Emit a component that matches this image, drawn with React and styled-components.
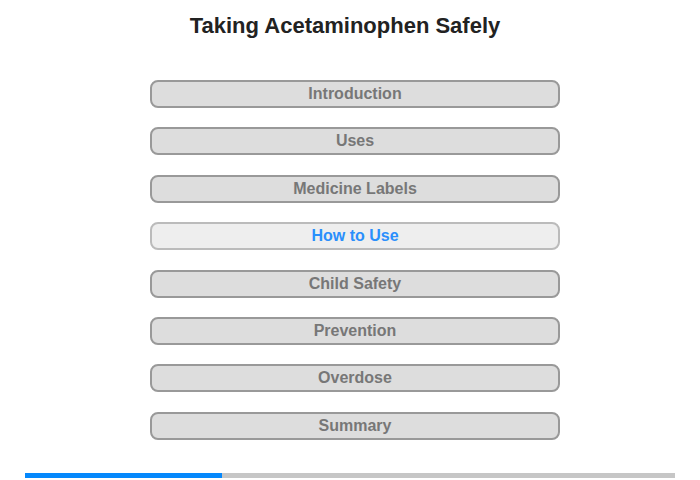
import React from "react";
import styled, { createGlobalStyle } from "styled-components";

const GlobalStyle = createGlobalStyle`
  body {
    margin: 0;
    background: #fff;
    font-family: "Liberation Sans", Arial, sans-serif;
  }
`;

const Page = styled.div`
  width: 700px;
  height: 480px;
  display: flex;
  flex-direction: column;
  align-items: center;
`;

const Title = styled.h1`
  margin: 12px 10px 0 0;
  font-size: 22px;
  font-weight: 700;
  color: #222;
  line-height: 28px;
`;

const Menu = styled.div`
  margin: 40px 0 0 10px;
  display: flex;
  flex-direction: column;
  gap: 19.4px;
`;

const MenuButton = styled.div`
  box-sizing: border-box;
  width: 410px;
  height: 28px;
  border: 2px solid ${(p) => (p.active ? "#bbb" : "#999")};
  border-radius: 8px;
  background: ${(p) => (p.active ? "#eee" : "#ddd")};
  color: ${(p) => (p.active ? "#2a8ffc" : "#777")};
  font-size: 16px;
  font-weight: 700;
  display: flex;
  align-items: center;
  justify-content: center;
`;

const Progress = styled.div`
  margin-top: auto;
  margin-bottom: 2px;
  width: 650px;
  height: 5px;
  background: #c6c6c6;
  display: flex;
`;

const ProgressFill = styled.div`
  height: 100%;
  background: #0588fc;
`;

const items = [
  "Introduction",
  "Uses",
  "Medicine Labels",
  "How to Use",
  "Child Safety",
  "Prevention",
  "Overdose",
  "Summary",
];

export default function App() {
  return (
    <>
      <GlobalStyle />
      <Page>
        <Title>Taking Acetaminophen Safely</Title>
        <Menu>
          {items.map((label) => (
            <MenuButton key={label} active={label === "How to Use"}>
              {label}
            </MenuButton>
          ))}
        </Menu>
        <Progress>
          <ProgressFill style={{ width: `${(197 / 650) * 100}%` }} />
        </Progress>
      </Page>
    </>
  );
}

__What to do__:
Print the full listing exactly, dropping the pictures.

__Solved problem__:
Emit a component that matches this image, drawn with React and styled-components.
import React from "react";
import styled, { createGlobalStyle } from "styled-components";

const GlobalStyle = createGlobalStyle`
  body {
    margin: 0;
    background: #fff;
    font-family: "Liberation Sans", Arial, sans-serif;
  }
`;

const Page = styled.div`
  width: 700px;
  height: 480px;
  display: flex;
  flex-direction: column;
  align-items: center;
`;

const Title = styled.h1`
  margin: 12px 10px 0 0;
  font-size: 22px;
  font-weight: 700;
  color: #222;
  line-height: 28px;
`;

const Menu = styled.div`
  margin: 40px 0 0 10px;
  display: flex;
  flex-direction: column;
  gap: 19.4px;
`;

const MenuButton = styled.div`
  box-sizing: border-box;
  width: 410px;
  height: 28px;
  border: 2px solid ${(p) => (p.active ? "#bbb" : "#999")};
  border-radius: 8px;
  background: ${(p) => (p.active ? "#eee" : "#ddd")};
  color: ${(p) => (p.active ? "#2a8ffc" : "#777")};
  font-size: 16px;
  font-weight: 700;
  display: flex;
  align-items: center;
  justify-content: center;
`;

const Progress = styled.div`
  margin-top: auto;
  margin-bottom: 2px;
  width: 650px;
  height: 5px;
  background: #c6c6c6;
  display: flex;
`;

const ProgressFill = styled.div`
  height: 100%;
  background: #0588fc;
`;

const items = [
  "Introduction",
  "Uses",
  "Medicine Labels",
  "How to Use",
  "Child Safety",
  "Prevention",
  "Overdose",
  "Summary",
];

export default function App() {
  return (
    <>
      <GlobalStyle />
      <Page>
        <Title>Taking Acetaminophen Safely</Title>
        <Menu>
          {items.map((label) => (
            <MenuButton key={label} active={label === "How to Use"}>
              {label}
            </MenuButton>
          ))}
        </Menu>
        <Progress>
          <ProgressFill style={{ width: `${(197 / 650) * 100}%` }} />
        </Progress>
      </Page>
    </>
  );
}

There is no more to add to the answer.